If you or someone in your group starts to experience these symptoms, it’s important to get them out of the cold and into a warm environment as soon as possible.

Covering the affected individual up with warm clothing, drinking warm fluids, and using a space blanket are all helpful treatments for hypothermia.

If you have any concerns that someone may be suffering from hypothermia, call 911 immediately.

21. Follow the Leave No Trace Principles

Not really a safety tip, but it’s so important that I thought I’d include it here anyway.
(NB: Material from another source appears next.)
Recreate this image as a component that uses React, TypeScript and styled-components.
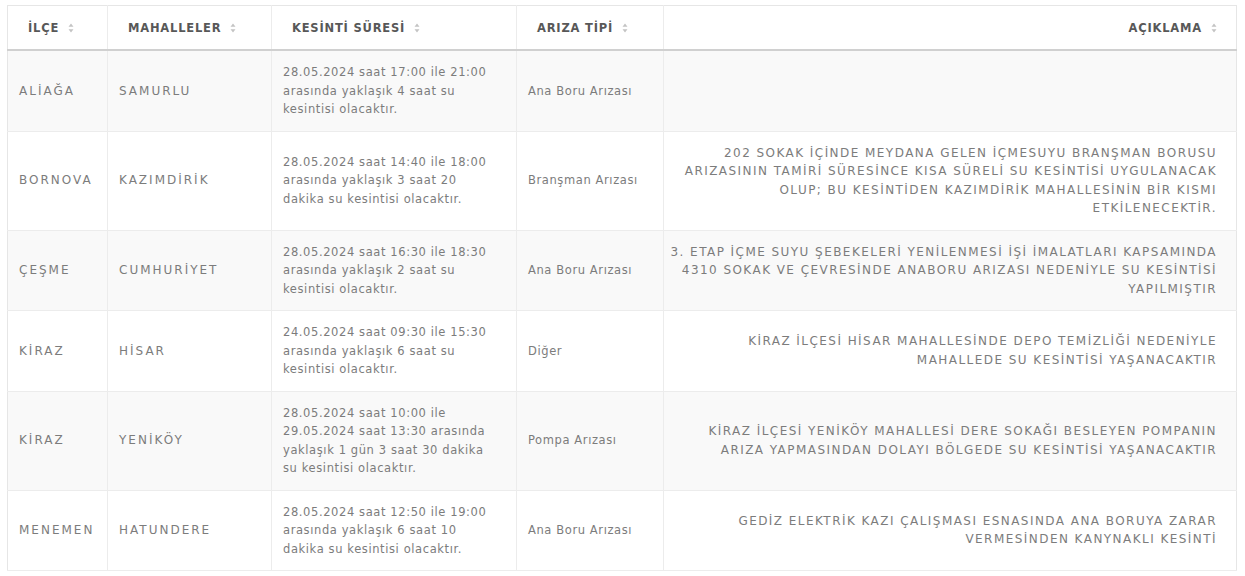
import React from "react";
import styled, { createGlobalStyle } from "styled-components";

const Global = createGlobalStyle`
  html, body { margin: 0; padding: 0; background: #ffffff; }
  body { font-family: "DejaVu Sans", "Open Sans", sans-serif; }
`;

const Page = styled.div`
  padding: 5px 8px 0 7px;
`;

const Table = styled.table`
  width: 1230px;
  border-collapse: collapse;
  table-layout: fixed;
  border-top: 1px solid #e6e6e6;
  border-left: 1px solid #e6e6e6;
  border-right: 1px solid #e6e6e6;
`;

const Th = styled.th<{ $align?: "left" | "right" }>`
  height: 42px;
  padding: 1px 8px 0 20px;
  text-align: ${(p) => p.$align ?? "left"};
  font-size: 11.5px;
  font-weight: 700;
  letter-spacing: 0.8px;
  color: #585858;
  border-right: 1px solid #ececec;
  border-bottom: 2px solid #d0d0d0;
  white-space: nowrap;
  &:last-child { border-right: none; padding-right: 19px; }
`;

const SortIcon = styled.svg`
  margin-left: 9px;
  vertical-align: -1px;
`;

const Tr = styled.tr<{ $odd: boolean }>`
  background: ${(p) => (p.$odd ? "#f9f9f9" : "#ffffff")};
`;

type Kind = "short" | "text" | "desc";

const Td = styled.td<{ $kind: Kind }>`
  padding: ${(p) =>
    p.$kind === "desc" ? "12px 19px 12px 0" : p.$kind === "short" ? "12px 8px 12px 11px" : "12px 20px 12px 11px"};
  vertical-align: middle;
  text-align: ${(p) => (p.$kind === "desc" ? "right" : "left")};
  font-size: ${(p) => (p.$kind === "text" ? "11.5px" : "12px")};
  letter-spacing: ${(p) => (p.$kind === "short" ? "2px" : p.$kind === "desc" ? "1.45px" : "0.6px")};
  line-height: 18.5px;
  color: #7c7c7c;
  border-right: 1px solid #ececec;
  border-bottom: 1px solid #ececec;
  &:last-child { border-right: none; }
`;

const Sort = () => (
  <SortIcon width="6" height="10" viewBox="0 0 6 10">
    <path d="M3 0.5 L5.5 3.8 H0.5 Z M3 9.5 L5.5 6.2 H0.5 Z" fill="#c4c4c4" />
  </SortIcon>
);

type Row = { ilce: string; mah: string; sure: string; tip: string; aciklama: string };

const rows: Row[] = [
  {
    ilce: "ALİAĞA",
    mah: "SAMURLU",
    sure: "28.05.2024 saat 17:00 ile 21:00 arasında yaklaşık 4 saat su kesintisi olacaktır.",
    tip: "Ana Boru Arızası",
    aciklama: "",
  },
  {
    ilce: "BORNOVA",
    mah: "KAZIMDİRİK",
    sure: "28.05.2024 saat 14:40 ile 18:00 arasında yaklaşık 3 saat 20 dakika su kesintisi olacaktır.",
    tip: "Branşman Arızası",
    aciklama:
      "202 SOKAK İÇİNDE MEYDANA GELEN İÇMESUYU BRANŞMAN BORUSU ARIZASININ TAMİRİ SÜRESİNCE KISA SÜRELİ SU KESİNTİSİ UYGULANACAK OLUP; BU KESİNTİDEN KAZIMDİRİK MAHALLESİNİN BİR KISMI ETKİLENECEKTİR.",
  },
  {
    ilce: "ÇEŞME",
    mah: "CUMHURİYET",
    sure: "28.05.2024 saat 16:30 ile 18:30 arasında yaklaşık 2 saat su kesintisi olacaktır.",
    tip: "Ana Boru Arızası",
    aciklama:
      "3. ETAP İÇME SUYU ŞEBEKELERİ YENİLENMESİ İŞİ İMALATLARI KAPSAMINDA 4310 SOKAK VE ÇEVRESİNDE ANABORU ARIZASI NEDENİYLE SU KESİNTİSİ YAPILMIŞTIR",
  },
  {
    ilce: "KİRAZ",
    mah: "HİSAR",
    sure: "24.05.2024 saat 09:30 ile 15:30 arasında yaklaşık 6 saat su kesintisi olacaktır.",
    tip: "Diğer",
    aciklama: "KİRAZ İLÇESİ HİSAR MAHALLESİNDE DEPO TEMİZLİĞİ NEDENİYLE MAHALLEDE SU KESİNTİSİ YAŞANACAKTIR",
  },
  {
    ilce: "KİRAZ",
    mah: "YENİKÖY",
    sure: "28.05.2024 saat 10:00 ile 29.05.2024 saat 13:30 arasında yaklaşık 1 gün 3 saat 30 dakika su kesintisi olacaktır.",
    tip: "Pompa Arızası",
    aciklama:
      "KİRAZ İLÇESİ YENİKÖY MAHALLESİ DERE SOKAĞI BESLEYEN POMPANIN ARIZA YAPMASINDAN DOLAYI BÖLGEDE SU KESİNTİSİ YAŞANACAKTIR",
  },
  {
    ilce: "MENEMEN",
    mah: "HATUNDERE",
    sure: "28.05.2024 saat 12:50 ile 19:00 arasında yaklaşık 6 saat 10 dakika su kesintisi olacaktır.",
    tip: "Ana Boru Arızası",
    aciklama: "GEDİZ ELEKTRİK KAZI ÇALIŞMASI ESNASINDA ANA BORUYA ZARAR VERMESİNDEN KANYNAKLI KESİNTİ",
  },
];

export default function App() {
  return (
    <Page>
      <Global />
      <Table>
        <colgroup>
          <col style={{ width: 100 }} />
          <col style={{ width: 164 }} />
          <col style={{ width: 245 }} />
          <col style={{ width: 147 }} />
          <col />
        </colgroup>
        <thead>
          <tr>
            <Th>İLÇE<Sort /></Th>
            <Th>MAHALLELER<Sort /></Th>
            <Th>KESİNTİ SÜRESİ<Sort /></Th>
            <Th>ARIZA TİPİ<Sort /></Th>
            <Th $align="right">AÇIKLAMA<Sort /></Th>
          </tr>
        </thead>
        <tbody>
          {rows.map((r, i) => (
            <Tr key={i} $odd={i % 2 === 0}>
              <Td $kind="short">{r.ilce}</Td>
              <Td $kind="short">{r.mah}</Td>
              <Td $kind="text">{r.sure}</Td>
              <Td $kind="text">{r.tip}</Td>
              <Td $kind="desc">{r.aciklama}</Td>
            </Tr>
          ))}
        </tbody>
      </Table>
    </Page>
  );
}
When hiking or snowshoeing, it’s important to follow the Leave No Trace principles. These principles help to protect the environment and ensure that everyone can enjoy the outdoors for years to come.

The basics of the Leave No Trace principle include packing out all of your trash, staying on designated trails, and respecting wildlife.

By following these principles, you can help to preserve the outdoors for everyone to enjoy.

Final thoughts on snowshoe safety

When it comes to snowshoeing, safety should always be your top priority. By following the essential safety tips outlined in this article, you can help ensure a safe and enjoyable experience for everyone involved.

Remember to dress appropriately for winter conditions, start off slowly to avoid overexertion, and be aware of your surroundings at all times.

Stick to snowshoe trails when in unfamiliar territory, and bring all the essential gear we discussed in this article.

With a little preparation and common sense, snowshoeing can be a great way to enjoy the winter wonderland.